_Given task:_
Look at the data below and print exactly the lines from its first line through the line with "bg-[#fefefe] font-['Liberation_Sans',Arial,sans-serif] text-sm"; the pictures stay out of the copy.

>> BEGIN

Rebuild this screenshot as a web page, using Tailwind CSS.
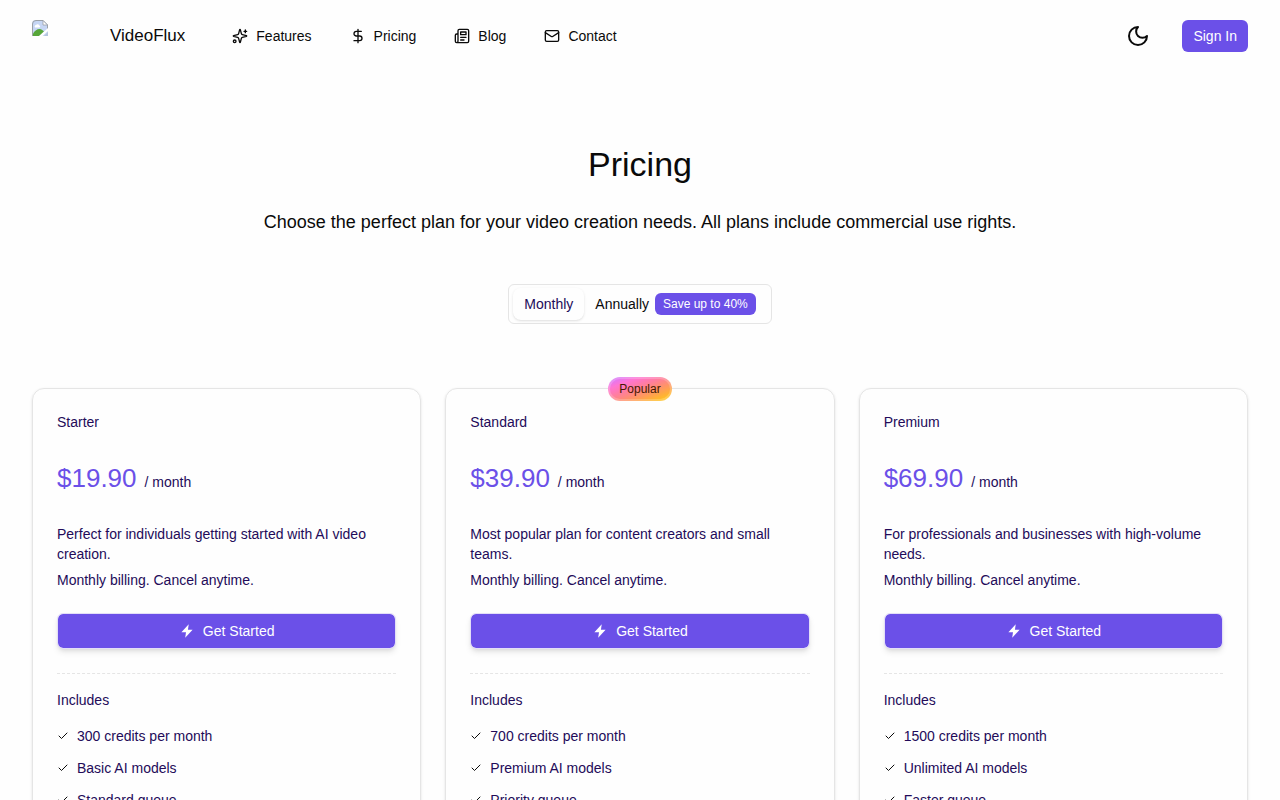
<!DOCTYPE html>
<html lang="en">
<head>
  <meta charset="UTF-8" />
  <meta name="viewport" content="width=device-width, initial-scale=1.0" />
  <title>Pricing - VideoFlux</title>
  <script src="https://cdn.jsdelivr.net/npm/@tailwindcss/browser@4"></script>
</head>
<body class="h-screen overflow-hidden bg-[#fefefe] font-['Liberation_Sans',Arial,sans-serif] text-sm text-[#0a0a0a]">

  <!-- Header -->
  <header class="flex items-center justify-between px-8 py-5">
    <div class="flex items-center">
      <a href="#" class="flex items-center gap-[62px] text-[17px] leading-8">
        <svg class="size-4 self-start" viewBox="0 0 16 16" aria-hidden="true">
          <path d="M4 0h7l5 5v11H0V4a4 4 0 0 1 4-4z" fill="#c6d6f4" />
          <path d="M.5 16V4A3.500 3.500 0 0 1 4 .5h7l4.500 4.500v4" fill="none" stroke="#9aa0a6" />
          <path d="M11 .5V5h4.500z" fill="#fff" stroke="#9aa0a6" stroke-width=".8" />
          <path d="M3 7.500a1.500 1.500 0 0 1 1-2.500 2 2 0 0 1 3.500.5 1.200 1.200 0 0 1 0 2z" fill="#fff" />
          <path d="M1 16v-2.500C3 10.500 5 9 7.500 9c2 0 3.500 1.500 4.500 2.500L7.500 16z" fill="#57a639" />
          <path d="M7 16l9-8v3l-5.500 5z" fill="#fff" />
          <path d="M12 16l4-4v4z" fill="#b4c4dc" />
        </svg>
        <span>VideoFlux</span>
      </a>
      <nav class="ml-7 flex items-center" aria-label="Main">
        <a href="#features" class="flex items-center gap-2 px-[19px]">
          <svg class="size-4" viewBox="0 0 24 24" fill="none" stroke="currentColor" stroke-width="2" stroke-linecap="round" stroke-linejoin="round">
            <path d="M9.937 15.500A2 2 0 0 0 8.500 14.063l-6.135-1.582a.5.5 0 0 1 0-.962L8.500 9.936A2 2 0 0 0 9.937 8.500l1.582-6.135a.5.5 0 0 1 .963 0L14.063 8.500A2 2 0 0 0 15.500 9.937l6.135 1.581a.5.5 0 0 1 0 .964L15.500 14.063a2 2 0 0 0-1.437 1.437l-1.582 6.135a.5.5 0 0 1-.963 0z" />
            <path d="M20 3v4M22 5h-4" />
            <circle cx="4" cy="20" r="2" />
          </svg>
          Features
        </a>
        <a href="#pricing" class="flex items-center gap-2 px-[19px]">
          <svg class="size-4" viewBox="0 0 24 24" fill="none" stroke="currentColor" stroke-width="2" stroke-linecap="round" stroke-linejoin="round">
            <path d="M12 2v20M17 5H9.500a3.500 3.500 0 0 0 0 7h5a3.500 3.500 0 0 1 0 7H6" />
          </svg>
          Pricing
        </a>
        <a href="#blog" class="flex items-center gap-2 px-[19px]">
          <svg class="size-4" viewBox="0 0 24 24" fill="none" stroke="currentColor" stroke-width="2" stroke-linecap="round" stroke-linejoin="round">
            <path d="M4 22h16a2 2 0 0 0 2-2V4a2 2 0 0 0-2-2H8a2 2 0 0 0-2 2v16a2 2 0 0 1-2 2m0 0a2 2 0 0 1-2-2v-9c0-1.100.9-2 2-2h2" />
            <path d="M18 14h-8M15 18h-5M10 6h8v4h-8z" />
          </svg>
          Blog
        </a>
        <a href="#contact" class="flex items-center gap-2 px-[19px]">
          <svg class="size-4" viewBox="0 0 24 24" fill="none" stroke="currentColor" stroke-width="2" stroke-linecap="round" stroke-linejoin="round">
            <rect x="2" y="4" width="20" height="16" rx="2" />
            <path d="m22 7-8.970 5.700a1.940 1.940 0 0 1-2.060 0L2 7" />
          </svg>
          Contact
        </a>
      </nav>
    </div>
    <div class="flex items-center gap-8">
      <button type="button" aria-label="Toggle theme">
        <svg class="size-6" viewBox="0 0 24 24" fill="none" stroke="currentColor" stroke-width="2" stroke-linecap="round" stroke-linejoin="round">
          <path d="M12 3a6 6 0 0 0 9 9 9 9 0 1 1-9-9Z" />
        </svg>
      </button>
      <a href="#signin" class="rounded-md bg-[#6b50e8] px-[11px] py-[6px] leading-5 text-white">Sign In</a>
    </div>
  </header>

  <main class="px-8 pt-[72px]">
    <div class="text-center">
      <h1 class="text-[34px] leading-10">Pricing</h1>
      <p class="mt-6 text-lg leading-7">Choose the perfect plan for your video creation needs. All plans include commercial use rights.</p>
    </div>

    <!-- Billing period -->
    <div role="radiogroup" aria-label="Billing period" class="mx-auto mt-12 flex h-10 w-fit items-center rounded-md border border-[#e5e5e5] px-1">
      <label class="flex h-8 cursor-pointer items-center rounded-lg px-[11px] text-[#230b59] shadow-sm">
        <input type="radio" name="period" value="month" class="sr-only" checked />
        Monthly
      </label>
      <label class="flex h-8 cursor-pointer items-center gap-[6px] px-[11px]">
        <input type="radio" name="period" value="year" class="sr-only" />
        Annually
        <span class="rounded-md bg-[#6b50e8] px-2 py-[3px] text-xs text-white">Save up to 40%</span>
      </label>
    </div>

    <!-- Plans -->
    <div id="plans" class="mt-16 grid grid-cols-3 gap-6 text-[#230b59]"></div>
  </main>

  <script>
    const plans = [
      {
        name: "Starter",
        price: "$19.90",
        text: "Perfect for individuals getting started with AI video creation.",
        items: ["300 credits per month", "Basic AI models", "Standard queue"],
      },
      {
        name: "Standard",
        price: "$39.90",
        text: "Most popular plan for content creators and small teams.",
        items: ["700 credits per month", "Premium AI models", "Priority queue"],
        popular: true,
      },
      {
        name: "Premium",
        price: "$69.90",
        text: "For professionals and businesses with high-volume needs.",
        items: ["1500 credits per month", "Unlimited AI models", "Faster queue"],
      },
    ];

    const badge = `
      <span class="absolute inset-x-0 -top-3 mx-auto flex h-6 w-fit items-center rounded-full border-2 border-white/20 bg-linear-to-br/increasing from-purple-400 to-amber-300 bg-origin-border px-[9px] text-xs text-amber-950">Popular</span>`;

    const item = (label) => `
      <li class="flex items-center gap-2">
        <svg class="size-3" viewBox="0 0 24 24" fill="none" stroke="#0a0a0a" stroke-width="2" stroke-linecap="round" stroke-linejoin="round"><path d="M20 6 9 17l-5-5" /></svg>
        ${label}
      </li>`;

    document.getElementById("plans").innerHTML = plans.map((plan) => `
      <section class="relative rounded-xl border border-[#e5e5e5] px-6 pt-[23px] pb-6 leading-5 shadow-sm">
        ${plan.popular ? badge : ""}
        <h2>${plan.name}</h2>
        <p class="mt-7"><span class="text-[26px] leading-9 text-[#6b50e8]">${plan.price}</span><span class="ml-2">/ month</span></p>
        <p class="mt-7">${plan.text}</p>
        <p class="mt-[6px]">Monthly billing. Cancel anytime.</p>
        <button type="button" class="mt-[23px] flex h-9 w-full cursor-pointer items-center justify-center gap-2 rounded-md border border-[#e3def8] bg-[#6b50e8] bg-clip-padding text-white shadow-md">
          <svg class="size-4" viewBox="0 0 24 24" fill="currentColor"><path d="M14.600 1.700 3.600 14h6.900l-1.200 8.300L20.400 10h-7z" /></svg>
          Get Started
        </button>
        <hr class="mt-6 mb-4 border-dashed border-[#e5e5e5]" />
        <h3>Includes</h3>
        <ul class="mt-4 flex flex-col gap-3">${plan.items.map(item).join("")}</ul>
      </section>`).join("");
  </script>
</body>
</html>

>> END

_Task answer:_
Rebuild this screenshot as a web page, using Tailwind CSS.
<!DOCTYPE html>
<html lang="en">
<head>
  <meta charset="UTF-8" />
  <meta name="viewport" content="width=device-width, initial-scale=1.0" />
  <title>Pricing - VideoFlux</title>
  <script src="https://cdn.jsdelivr.net/npm/@tailwindcss/browser@4"></script>
</head>
<body class="h-screen overflow-hidden bg-[#fefefe] font-['Liberation_Sans',Arial,sans-serif] text-sm text-[#0a0a0a]">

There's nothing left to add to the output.